At the end of the day, we’re just happy it finished, and everything went well, but we all know the 86 is a 9-minute car, for sure. Dai stopped in the middle of the road, pointing downhill, turned it around, went back up, and still ran a quick 10:05 pass.
So, that’s basically the whole story. We were only one second shy of being the fastest Toyota ever to go up Pikes. If he didn’t spin, it would have been the first Toyota in the 9-minute range and would have been the fastest Toyota ever. (Rod Millen currently holds the record with his Celica.)

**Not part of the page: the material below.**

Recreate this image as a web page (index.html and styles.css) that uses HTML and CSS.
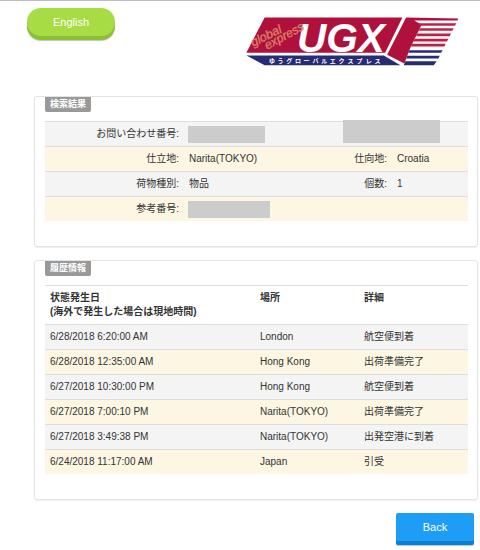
FILE: index.html
```
<!DOCTYPE html>
<html lang="ja">
<head>
    <meta charset="UTF-8">
    <meta name="viewport" content="width=device-width, initial-scale=1.0">
    <title>ゆうグローバルエクスプレス</title>
    <link rel="stylesheet" href="styles.css">
</head>
<body>
    <header class="header">
        <button type="button" class="btn btn-lang">English</button>
        <svg class="logo" viewBox="48 50 640 146" role="img" aria-label="UGX">
            <polygon points="104,51 518,51 466,157 49,157" fill="#b0103c"/>
            <polygon points="49,165 462,165 512,194 104,194" fill="#262b74"/>
            <!-- 右側の箱とスピード線 -->
            <polygon points="529,51 686,54 683,60 553,60 576,72 541,143 524,189 472,163" fill="#b0103c"/>
            <g fill="#c02048">
                <polygon points="568,68 680,68 676,76 572,76"/>
                <polygon points="571,83 672,83 668,91 567,91"/>
                <polygon points="563,99 664,99 660,107 559,107"/>
                <polygon points="555,115 656,115 652,123 551,123"/>
                <polygon points="547,130 648,130 644,138 543,138"/>
            </g>
            <g fill="#262b74">
                <polygon points="539,149 639,149 634,157 536,157"/>
                <polygon points="533,166 630,166 626,174 530,174"/>
                <polygon points="527,182 621,182 612,194 522,194"/>
            </g>
            <text class="logo-main" x="201" y="156">UGX</text>
            <text class="logo-sub" transform="translate(70 139) rotate(-27)">global</text>
            <text class="logo-sub" transform="translate(112 148) rotate(-29)">express</text>
            <text class="logo-kana" x="117 143 169 195 221 248 274 300 326 353 380 408 434" y="187">ゆうグローバルエクスプレス</text>
        </svg>
    </header>

    <main class="main">
        <section class="panel">
            <h2 class="panel-label">検索結果</h2>
            <table class="table result">
                <colgroup>
                    <col class="col-label">
                    <col>
                    <col class="col-label2">
                    <col class="col-value2">
                </colgroup>
                <tr>
                    <th scope="row">お問い合わせ番号:</th>
                    <td><span class="mask mask-number"></span></td>
                    <td colspan="2" class="mask-cell"><span class="mask mask-over"></span></td>
                </tr>
                <tr>
                    <th scope="row">仕立地:</th>
                    <td>Narita(TOKYO)</td>
                    <th scope="row">仕向地:</th>
                    <td>Croatia</td>
                </tr>
                <tr>
                    <th scope="row">荷物種別:</th>
                    <td>物品</td>
                    <th scope="row">個数:</th>
                    <td>1</td>
                </tr>
                <tr>
                    <th scope="row">参考番号:</th>
                    <td><span class="mask mask-ref"></span></td>
                    <td></td>
                    <td></td>
                </tr>
            </table>
        </section>

        <section class="panel">
            <h2 class="panel-label">履歴情報</h2>
            <table class="table history">
                <colgroup>
                    <col>
                    <col class="col-place">
                    <col class="col-detail">
                </colgroup>
                <thead>
                    <tr>
                        <th scope="col">状態発生日<br>(海外で発生した場合は現地時間)</th>
                        <th scope="col">場所</th>
                        <th scope="col">詳細</th>
                    </tr>
                </thead>
                <tbody>
                    <tr><td>6/28/2018 6:20:00 AM</td><td>London</td><td>航空便到着</td></tr>
                    <tr><td>6/28/2018 12:35:00 AM</td><td>Hong Kong</td><td>出荷準備完了</td></tr>
                    <tr><td>6/27/2018 10:30:00 PM</td><td>Hong Kong</td><td>航空便到着</td></tr>
                    <tr><td>6/27/2018 7:00:10 PM</td><td>Narita(TOKYO)</td><td>出荷準備完了</td></tr>
                    <tr><td>6/27/2018 3:49:38 PM</td><td>Narita(TOKYO)</td><td>出発空港に到着</td></tr>
                    <tr><td>6/24/2018 11:17:00 AM</td><td>Japan</td><td>引受</td></tr>
                </tbody>
            </table>
        </section>

        <div class="actions">
            <button type="button" class="btn btn-back">Back</button>
        </div>
    </main>
</body>
</html>
```
FILE: styles.css
```
* {
    box-sizing: border-box;
}
body {
    margin: 0;
    border-top: 1px solid #bcbcbe;
    background: #fff;
    color: #333;
    font-family: "Liberation Sans", "Noto Sans CJK JP", sans-serif;
    font-size: 10px;
    line-height: 14px;
}
.header {
    display: flex;
    justify-content: space-between;
    align-items: flex-start;
    padding: 7px 21px 0 27px;
    height: 95px;
}
.btn {
    border: none;
    padding: 0;
    color: #fff;
    font-family: inherit;
    font-size: 11px;
    cursor: pointer;
}
.btn-lang {
    width: 88px;
    height: 28px;
    border-radius: 14px;
    background: #a8dc44;
    box-shadow: 0 4px 0 #8cc032, 0 5px 1px rgba(0, 0, 0, 0.25);
}
.btn-lang:hover {
    background: #b2e354;
}
.logo {
    width: 213px;
    height: 49px;
    margin-top: 9px;
    overflow: visible;
}
.logo-main {
    fill: #fff;
    font-size: 122px;
    font-weight: bold;
    font-style: italic;
}
.logo-sub {
    fill: #dc8068;
    stroke: #dc8068;
    stroke-width: 1px;
    font-size: 37px;
    font-style: italic;
}
.logo-kana {
    fill: #fff;
    font-size: 18px;
    font-weight: bold;
}
.main {
    padding: 0 2px 0 34px;
}
.panel {
    margin-bottom: 13px;
    padding: 0 9px 25px 10px;
    border: 1px solid #e3e3e3;
    border-radius: 3px;
    box-shadow: 0 1px 1px rgba(0, 0, 0, 0.06);
}
.panel-label {
    width: max-content;
    margin: 0 0 9px;
    padding: 0 5px;
    border-radius: 0 0 2px 2px;
    background: #999;
    color: #fff;
    font-size: 9px;
    line-height: 15px;
}
.table {
    width: 100%;
    border-collapse: separate;
    border-spacing: 0;
    table-layout: fixed;
}
.table th,
.table td {
    height: 25px;
    padding: 0 5px;
    border-top: 1px solid #ddd;
    text-align: left;
}
.result th {
    text-align: right;
    font-weight: normal;
}
.result tr:nth-child(odd),
.history tbody tr:nth-child(odd) {
    background: #f4f4f4;
}
.result tr:nth-child(even),
.history tbody tr:nth-child(even) {
    background: #fcf6e2;
}
.history thead th {
    height: 39px;
    vertical-align: top;
    padding-top: 5px;
}
.col-label {
    width: 139px;
}
.col-label2 {
    width: 104px;
}
.col-value2 {
    width: 76px;
}
.col-place {
    width: 104px;
}
.col-detail {
    width: 109px;
}
/* 伏せ字 */
.mask {
    display: block;
    height: 17px;
    margin-left: -1px;
    background: #ccc;
}
.mask-number {
    width: 77px;
}
.mask-ref {
    width: 82px;
}
.mask-cell {
    position: relative;
}
.mask-over {
    position: absolute;
    top: -2px;
    right: 28px;
    width: 97px;
    height: 23px;
}
.actions {
    display: flex;
    justify-content: flex-end;
    padding: 0 4px 6px 0;
}
.btn-back {
    width: 78px;
    height: 28px;
    border-radius: 2px;
    background: #1e9df7;
    box-shadow: 0 4px 0 #0a80d4, 0 5px 1px rgba(0, 0, 0, 0.25);
}
.btn-back:hover {
    background: #3aaafa;
}
```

I could tell at one point that everyone involved was on the brink of a breakdown — it was just too much. But luckily, it was a good result, so it was all worth it.
We couldn’t have done it without the help of our supporters, including Turn 14 Distribution, Toyo Tires, Titan 7 Wheels, Artisan Spirits, EVS Tuning, ENEOS USA, Garrett Motion, KW Suspensions, GReddy Performance, MotoIQ, Gran Turismo, OS Giken, Ignition Projects, and Sparco USA!
If one little thing didn’t fall into place the way it did, our whole effort would have failed. If Paul wasn’t as helpful as he was, if he didn’t have parts, or if someone from North Carolina didn’t fly our parts to Colorado. If Dai spun and hit the guardrail a little bit harder, the car would have retired there. This whole ordeal was just insane with so much drama. One little thing different would have just killed the entire program, but we made it.
In the end, Dai Yoshihara and the Evasive Motorsports team finished first place in the Unlimited class — ninth overall — at The Broadmoor 98th Running Pikes Peak International Hill Climb Presented by Gran Turismo, and successfully made it to the summit of one of the most treacherous racetracks in the world! From all of us at Front Street Media, a massive congratulations to everyone involved with their effort. We look forward to covering whatever the team at Evasive Motorsports sets its sights on next.